Heat rises off the roads in waves, and the air pulses with the sounds of socca; whistles and drums. Arms are raised high with mugs of rum, and hips and waists whine and shake in the midday sun. It is Grand Kadooment Day, the final hurrah of the Crop Over festival, celebrating the end of the Sugar cane season. People have come together from far and wide to take part and witness the feathered headdresses and sequined costumes ‘chip’ and shimmy their way through the streets of Barbados.

The island is shining and winking at the sun as heat and happiness radiates off sweaty bodies, and pearly white smiles of the many thousands of visitors and locals who have flocked to the island for this fantastical festivity.

Since the beginning of May the island had been celebrating the Crop Over season, partaking in parties and events of all shapes and sizes. I had been charged with accompanying ten media on the ultimate Crop Over experience.

This press tip was not for the faint hearted and the thought of leading a group of ten bright young things through an all-night paint party and three morning breakfast fetes was enough to make me cross myself and say a little prayer before boarding the plane.

The week started off at a gentle pace with cultural tours of the island including visits to the new Heritage Railway at St. Nicholas Abbey, a tour around the working rum distillery and an exploration of the beautiful views of the east coast.

The next day we departed on a catamaran cruise, I shrouded in a kaftan and factor 50, the media, much to my dismay, covered in oil and ready to fry like eggs. Luckily no one fell foul to sunstroke and the only casualty was a pair of sunglasses that slipped through the hammock netting.  We also swam with our first turtle of the trip!

Come Friday morning, and when I say morning I’m talking 4:30am, we were up and ready for our first morning fete. These all inclusive fetes start early to avoid the worst heat of the day, and for the price of the ticket your breakfast and all your drinks are included.

Do not be fooled, it may have been the morning but we were all still fanning ourselves madly and sweating like criminals. For most Brits ordering a rum cocktail at 6:00am might be a step too far but I am proud to say my motley crew did not disappoint.
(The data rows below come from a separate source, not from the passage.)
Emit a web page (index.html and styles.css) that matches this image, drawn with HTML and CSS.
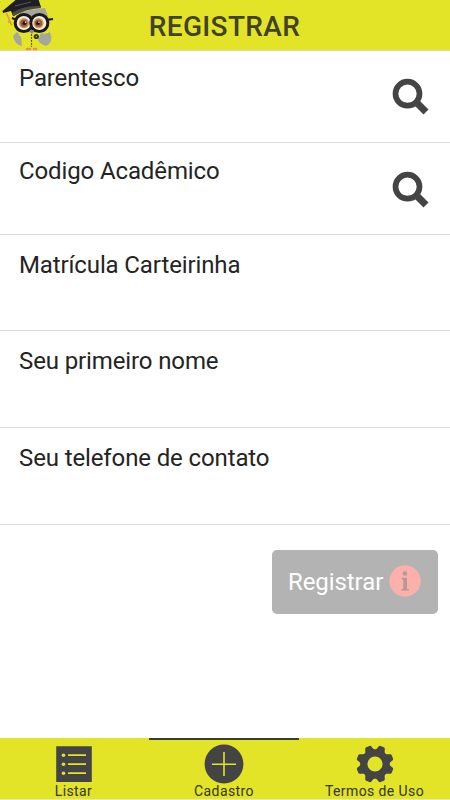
FILE: index.html
```html
<!DOCTYPE html>
<html lang="pt-BR">
<head>
<meta charset="utf-8">
<title>Registrar</title>
<link rel="stylesheet" href="styles.css">
</head>
<body>
<div class="app">
  <header class="header">
    <svg class="owl" viewBox="0 0 60 51">
      <path d="M20 13 L30 10 L45 8 L49 19 L47 29 L39 31 L32 33 L20 30Z" fill="#a5a69e"/>
      <path d="M41 33 Q46 35 50 32 Q54 42 46 46 Q38 43 38 39Z" fill="#a5a69e"/>
      <path d="M13 36 L17 32 L21 37 L22 46 Q15 45 13 36Z" fill="#a5a69e"/>
      <path d="M31.5 31V47" stroke="#55562a" stroke-width="1.2" stroke-dasharray="2 1"/>
      <path d="M2.5 11 L18 -2 H38 L41 7 L28 9 L13 16 L11 11 L3 13Z" fill="#1f1e20"/>
      <path d="M12 13 Q24 5 40 6 L41 8 Q25 9 14 16Z" fill="#4a484b"/>
      <path d="M15 6L31 2" stroke="#555458" stroke-width="1"/>
      <path d="M6.5 13 L11.5 25 M8 21 L12 25" fill="none" stroke="#e9973c" stroke-width="1.5"/>
      <path d="M12 18 L17 20 M46 20 L53 19" stroke="#19191c" stroke-width="2.2"/>
      <g fill="#f4eee2" stroke="#19191c" stroke-width="3">
        <circle cx="23.8" cy="23" r="8.6"/><circle cx="39.3" cy="23" r="8.6"/>
      </g>
      <g fill="#9c5a32" stroke="#d99466" stroke-width="1.5">
        <circle cx="24" cy="23.2" r="4.4"/><circle cx="38.5" cy="23.2" r="4.4"/>
      </g>
      <g fill="#221713"><circle cx="24.5" cy="23.2" r="1.9"/><circle cx="38" cy="23.2" r="1.9"/></g>
      <g fill="#fff"><circle cx="25.5" cy="22.2" r=".7"/><circle cx="39" cy="22.2" r=".7"/></g>
      <path d="M29.5 30H34L32 34Z" fill="#85877c"/>
      <circle cx="36.3" cy="36.5" r="2.6" fill="#38391d"/>
      <circle cx="36.3" cy="36.5" r=".8" fill="#a4a632"/>
      <path d="M27 49H30 M34 49H36" stroke="#ec913c" stroke-width="2.6" stroke-linecap="round"/>
    </svg>
    <h1 class="title">REGISTRAR</h1>
  </header>
  <main class="form">
    <div class="field field-first"><span class="label">Parentesco</span>
      <svg class="search" viewBox="0 0 38 38"><circle cx="15.5" cy="15.7" r="12" fill="none" stroke="#444" stroke-width="5.7"/><path d="M24 24L34 34" stroke="#444" stroke-width="7"/></svg>
    </div>
    <div class="field field-second"><span class="label">Codigo Acadêmico</span>
      <svg class="search" viewBox="0 0 38 38"><circle cx="15.5" cy="15.7" r="12" fill="none" stroke="#444" stroke-width="5.7"/><path d="M24 24L34 34" stroke="#444" stroke-width="7"/></svg>
    </div>
    <div class="field"><span class="label">Matrícula Carteirinha</span></div>
    <div class="field field-tall"><span class="label">Seu primeiro nome</span></div>
    <div class="field field-tall"><span class="label">Seu telefone de contato</span></div>
    <button class="submit" type="button"><span>Registrar</span>
      <svg class="info" viewBox="0 0 32 32"><circle cx="16" cy="16" r="15.7" fill="#fbb0ab"/><g fill="#b19a98"><circle cx="16" cy="8.5" r="2.2"/><path d="M12.5 12.7H18V23.8L20 24.5V25.5H12.3V24.5L14.3 23.8V14.7L12.5 14Z"/></g></svg>
    </button>
  </main>
  <nav class="tabs">
    <div class="tab">
      <svg class="icon" viewBox="0 0 40 40"><path d="M2.2 2.3H37.8V38H2.2Z" fill="#444"/><g fill="#e3e427"><circle cx="9.5" cy="11.2" r="1.8"/><circle cx="9.5" cy="20.2" r="1.8"/><circle cx="9.5" cy="29.2" r="1.8"/></g><path d="M14 11.2H32M14 20.2H32M14 29.2H32" stroke="#e3e427" stroke-width="1.7"/></svg>
      <span>Listar</span>
    </div>
    <div class="tab active">
      <svg class="icon" viewBox="0 0 40 40"><circle cx="20" cy="20" r="19.4" fill="#444"/><path d="M8 20.3H32M20 8V32" stroke="#e3e427" stroke-width="1.6"/></svg>
      <span>Cadastro</span>
    </div>
    <div class="tab">
      <svg class="icon" viewBox="-20 -20 40 40">
        <defs><path id="tooth" d="M-6 -11L-4 -15.5L-3.4 -17.5Q-3 -18.8 -1.7 -18.8H1.7Q3 -18.8 3.4 -17.5L4 -15.5L6 -11Z"/></defs>
        <g fill="#444"><use href="#tooth" transform="rotate(22.5)"/><use href="#tooth" transform="rotate(67.5)"/><use href="#tooth" transform="rotate(112.5)"/><use href="#tooth" transform="rotate(157.5)"/><use href="#tooth" transform="rotate(202.5)"/><use href="#tooth" transform="rotate(247.5)"/><use href="#tooth" transform="rotate(292.5)"/><use href="#tooth" transform="rotate(337.5)"/></g>
        <circle r="11.2" fill="none" stroke="#444" stroke-width="7.2"/>
      </svg>
      <span>Termos de Uso</span>
    </div>
  </nav>
</div>
</body>
</html>
```
FILE: styles.css
```css
* { box-sizing: border-box; }
body { margin: 0; background: #fff; font-family: Roboto, sans-serif; color: #242424; }
.app { width: 450px; height: 800px; display: flex; flex-direction: column; overflow: hidden; }
.header { position: relative; height: 51px; flex: none; background: #e3e427; border-bottom: 1px solid #dedfa6; display: flex; justify-content: center; }
.owl { position: absolute; left: 0; top: 0; width: 60px; height: 51px; }
.title { margin: 0; padding-right: 1px; font-size: 28px; font-weight: 500; line-height: 53px; letter-spacing: .35px; color: #41422b; white-space: nowrap; }
.form { flex: 1; display: flex; flex-direction: column; }
.field { flex: none; height: 96px; padding: 14px 20px 0 19px; border-bottom: 1px solid #dcdcdc; display: flex; justify-content: space-between; }
.field-first { height: 92px; padding-top: 11px; }
.field-second { height: 92px; padding-top: 12px; }
.field-tall { height: 97px; padding-top: 14px; }
.label { font-size: 24px; line-height: 32px; letter-spacing: -.12px; white-space: nowrap; }
.search { width: 38px; height: 38px; margin-top: 16px; }
.submit { align-self: flex-end; width: 166px; height: 64px; margin: 25px 12px 0 0; padding: 0 0 1px 16px; border: 0; border-radius: 5px; background: #b3b3b3; color: #fff; font: 24px/32px Roboto, sans-serif; letter-spacing: -.08px; display: flex; align-items: center; gap: 6px; }
.info { width: 32px; height: 32px; flex: none; margin-top: -2px; }
.tabs { flex: none; height: 62px; background: #e3e427; border-bottom: 1px solid #e9e9ac; display: flex; }
.tab { width: 150px; display: flex; flex-direction: column; align-items: center; padding-top: 6px; font-size: 14px; line-height: 16px; letter-spacing: .4px; color: #34351f; white-space: nowrap; }
.tab:first-child { width: 149px; padding-right: 2px; }
.tab.active { box-shadow: inset 0 2px #3c3c30; }
.tab:last-child { width: 151px; }
.icon { width: 40px; height: 40px; flex: none; }
.tab span { margin-top: -1px; }
```
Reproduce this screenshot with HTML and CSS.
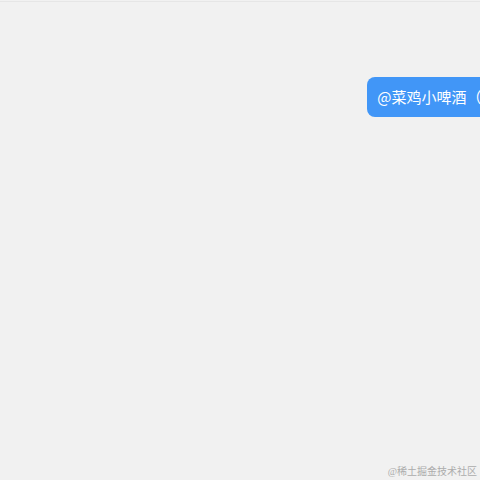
FILE: index.html
```html
<!DOCTYPE html>
<html lang="zh-CN">
<head>
<meta charset="utf-8">
<title>弹幕</title>
<link rel="stylesheet" href="styles.css">
</head>
<body>
<main class="stage">
  <div class="track">
    <div class="bullet">@菜鸡小啤酒（</div>
  </div>
</main>
<footer class="watermark">@稀土掘金技术社区</footer>
</body>
</html>
```
FILE: styles.css
```css
* {
  box-sizing: border-box;
}

body {
  margin: 0;
  min-height: 100vh;
  display: flex;
  flex-direction: column;
  background: #f1f1f1;
  overflow: hidden;
}

.stage {
  flex: 1;
  margin-top: 1px;
  padding-top: 75px;
  border-top: 1px solid #e6e6e6;
}

.track {
  display: flex;
  padding-left: 76.5%;
}

.bullet {
  flex: 1 0 auto;
  padding: 0 10px;
  border-radius: 8px 0 0 8px;
  background: #4196f7;
  color: #fff;
  font: 15px/40px "Noto Sans CJK SC", sans-serif;
  white-space: nowrap;
}

.watermark {
  padding: 0 3px 0;
  color: #acacac;
  font: 10px/16px "Liberation Serif", "Noto Sans CJK SC", serif;
  text-align: right;
}
```
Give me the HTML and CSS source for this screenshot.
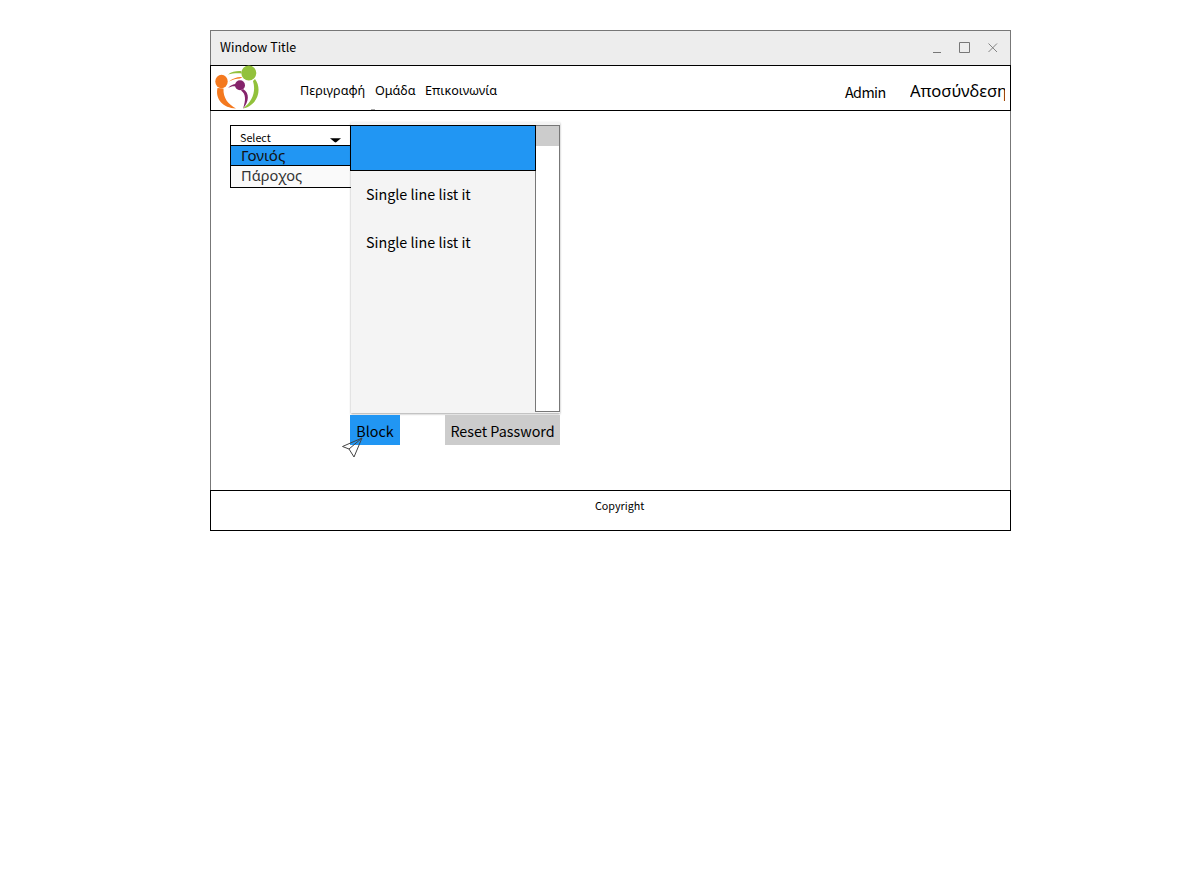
FILE: index.html
```html
<!DOCTYPE html>
<html lang="el">
<head>
<meta charset="utf-8">
<title>Window Title</title>
<link rel="stylesheet" href="styles.css">
</head>
<body>
<div class="window">
  <div class="titlebar">
    <span class="title">Window Title</span>
    <svg class="controls" width="66" height="12" viewBox="0 0 66 12" fill="none" stroke="#777">
      <path d="M0 10.500H8M26.500 .5h10v10h-10z"/>
      <path d="M55.500 1.500l8.500 8.500M64 1.500L55.500 10" stroke-width=".9"/>
    </svg>
  </div>
  <header class="header">
    <svg class="logo" width="46" height="46" viewBox="0 0 46 46">
      <path fill="#f4791f" d="M2.500 23C0 34 8 43 21 43.500C13 39 8 33 8.500 23.500ZM14 16.500C18 13 23 11.500 27.500 12L25 13.500C21 13.500 18 14.500 14 16.500Z"/>
      <path fill="#92c13b" d="M40 14C47 23 44 40 28 43.500C38 36 41 26 38 16ZM13 9.500C17 6.500 22 5.800 26.500 6.200L26.500 8.500C22 8 17 8.500 13 9.500Z"/>
      <path fill="#85246b" d="M28 24C35 28 34 37 28 43.500C31 35 31 29 26 25.500ZM13 23C16 20 18 19 21 19L21 21.500C18 21 16 21.500 13 23Z"/>
      <ellipse cx="6.500" cy="16.500" rx="6.200" ry="6.700" fill="#f4791f"/>
      <circle cx="33.800" cy="8" r="7.500" fill="#92c13b"/>
      <circle cx="25" cy="20.200" r="5" fill="#85246b"/>
    </svg>
    <nav class="nav">
      <span class="nav-item describe">Περιγραφή</span>
      <span class="nav-item team">Ομάδα</span>
      <span class="nav-item">Επικοινωνία</span>
    </nav>
    <span class="user">Admin</span>
    <span class="logout">Αποσύνδεση</span>
    <span class="speck"></span>
  </header>
  <main class="main">
    <div class="dropdown">
      <div class="select"><span>Select</span>
        <svg width="11" height="5" viewBox="0 0 11 5"><path d="M0 .3H11L6.500 4Q5.500 4.800 4.500 4Z"/></svg>
      </div>
      <div class="option active">Γονιός</div>
      <div class="option">Πάροχος</div>
    </div>
    <div class="column">
      <div class="panel">
        <div class="list">
          <div class="list-head"></div>
          <div class="list-item">Single line list it</div>
          <div class="list-item">Single line list it</div>
        </div>
        <div class="scroll"><div class="thumb"></div></div>
      </div>
      <div class="actions">
        <div class="button block">Block
          <svg class="pointer" width="22" height="22" viewBox="0 0 22 22" stroke="#444" fill="none" stroke-linejoin="round">
            <path d="M20 1L.5 9.500L7 12L12 20Z"/><path d="M20 1L7 12"/>
          </svg>
        </div>
        <div class="button reset">Reset Password</div>
      </div>
    </div>
  </main>
  <footer class="footer">Copyright</footer>
</div>
</body>
</html>
```
FILE: styles.css
```css
* { box-sizing: border-box; }
body {
  margin: 0;
  padding: 30px 0 0 210px;
  background: #fff;
  color: #000;
  font-family: "Noto Sans CJK SC", "Noto Sans", sans-serif;
}
.window { width: 801px; white-space: nowrap; }
.titlebar {
  display: flex;
  justify-content: space-between;
  height: 35px;
  padding: 0 11px 0 9px;
  border: 1px solid #777;
  border-bottom: 0;
  background: #ededed;
  font-size: 12.5px;
  line-height: 32px;
}
.controls { margin-top: 11px; }
.header {
  position: relative;
  display: flex;
  height: 46px;
  border: 1px solid #000;
}
.logo { flex: none; margin: -1px 0 0 4px; }
.nav {
  display: flex;
  flex: none;
  width: 584px;
  padding-left: 39px;
  font-family: "Noto Sans", sans-serif;
  font-size: 12.6px;
  line-height: 49px;
}
.describe { width: 75px; }
.team { width: 50px; }
.user {
  flex: none;
  width: 65px;
  font-size: 14.33px;
  letter-spacing: -.6px;
  line-height: 51px;
}
.logout {
  flex: none;
  width: 95px;
  overflow: hidden;
  font-family: "Noto Sans", sans-serif;
  font-size: 16.6px;
  line-height: 49px;
}
.speck {
  position: absolute;
  left: 160px;
  bottom: 0;
  width: 4px;
  height: 1px;
  background: #aaa;
}
.main {
  display: flex;
  height: 379px;
  padding: 11px 0 0 19px;
  border: solid #777;
  border-width: 0 1px;
}
.dropdown {
  width: 121px;
  height: 63px;
  margin: 3px -1px 0 0;
  border: 1px solid #000;
  border-right: 0;
}
.select {
  display: flex;
  justify-content: space-between;
  height: 19px;
  padding: 0 10px 0 9px;
  font-size: 10.75px;
  line-height: 23px;
}
.select svg { margin-top: 12px; }
.option {
  height: 21px;
  padding-left: 10px;
  background: #fafafa;
  color: #333;
  font-family: "Noto Sans", sans-serif;
  font-size: 14.6px;
  line-height: 19px;
}
.option.active {
  border: solid #000;
  border-width: 1px 0;
  background: #2196f3;
  color: #111;
  font-size: 15.1px;
}
.column { width: 210px; }
.panel {
  display: flex;
  height: 291px;
  margin-left: 1px;
  padding-top: 3px;
  background: #f4f4f4;
  box-shadow: 0 1px 2px rgba(0, 0, 0, .35);
}
.list { width: 184px; }
.list-head {
  position: relative;
  width: 186px;
  height: 46px;
  margin-left: -1px;
  border: 1px solid #000;
  background: #2196f3;
}
.list-item {
  height: 48px;
  padding-left: 15px;
  font-size: 14.33px;
  line-height: 45px;
}
.scroll {
  width: 25px;
  height: 287px;
  border: 1px solid #777;
  background: #fff;
}
.thumb { height: 20px; background: #ccc; }
.actions {
  display: flex;
  justify-content: space-between;
  margin-top: 2px;
}
.button {
  position: relative;
  height: 30px;
  background: #ccc;
  font-size: 14.33px;
  line-height: 31px;
  text-align: center;
}
.block {
  width: 50px;
  background: #2196f3;
}
.reset { width: 115px; }
.pointer {
  position: absolute;
  left: -8px;
  top: 22px;
}
.footer {
  height: 41px;
  padding-left: 384px;
  border: 1px solid #000;
  font-size: 10.75px;
  line-height: 30px;
}
```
After this we were shipped off to a Wuk-up class, ahead of the all night paint party that night (it was obvious we needed the practice).The wuk-up is a form of Bajan dance. Men approach usually from behind, (mum look away) while the woman bend over, hands on their knees and ‘whine’, i.e  move their hips in circular motion, gyrating and generally having a great time.

We were put through our paces and the stiffer limbed of us soon had our edges knocked off. In no time we were all chipping and wining around the class room, headdresses on, feathers flapping and hips wiggling. We were ready for the road!

As the saying goes there’s no rest for the wicked and the Foreday Morning “Jump up” awaited us. To jump means to join a band in the parade and we were lucky enough to be a part of Jambalassie.

Band members are given a t-shirt to cut up and customize, before reporting to the start of the parade where the painting begins.  Everyone starts off timidly with artistic intention, but as the jump begins people are putting hands in buckets and covering each other from head to toe. Rum tingles on lips and warms through limbs making expert dancers of us all. The parade spreads through the streets covering the island in vivid colour, continuing on its euphoric journey until 8am the next day.

I am pleased to say my super trooper team of 10 all made it through the night, some of us a little worse for wear, but all still smiling. From here we headed back to The Sands for some well-deserved rest before waking up that afternoon to do it all over again.

The Crop Over festival is a once in a lifetime experience, it swallows you whole and takes no prisoners. Sitting at my desk now it feels like a world away, I could almost kid myself that it didn’t happen if I weren’t constantly humming the socca soundtrack and chipping my way around the streets of London.

Sincere thanks to all the fantastic media that joined us on the trip, to BTMI for organising, and to The Sands for hosting us and making your beautiful hotel feel like home for a week.


Whine: (to whine. Whining) Whine is defined by a Caribbean dance expert as the thrusting or rotating of the pelvic girdle in a rhythmic pattern.


Chip: (to chip. Chipping) A sliding dance step performed while following a band during Carnival.


Wuk- Up: Wuk-Up is a dance from Barbados with roots in Africa. Wuk-Up is said to have come to Barbados via Sub-saharan Africans where isolation of the limbs and movement of the hips are part of the dance tradition.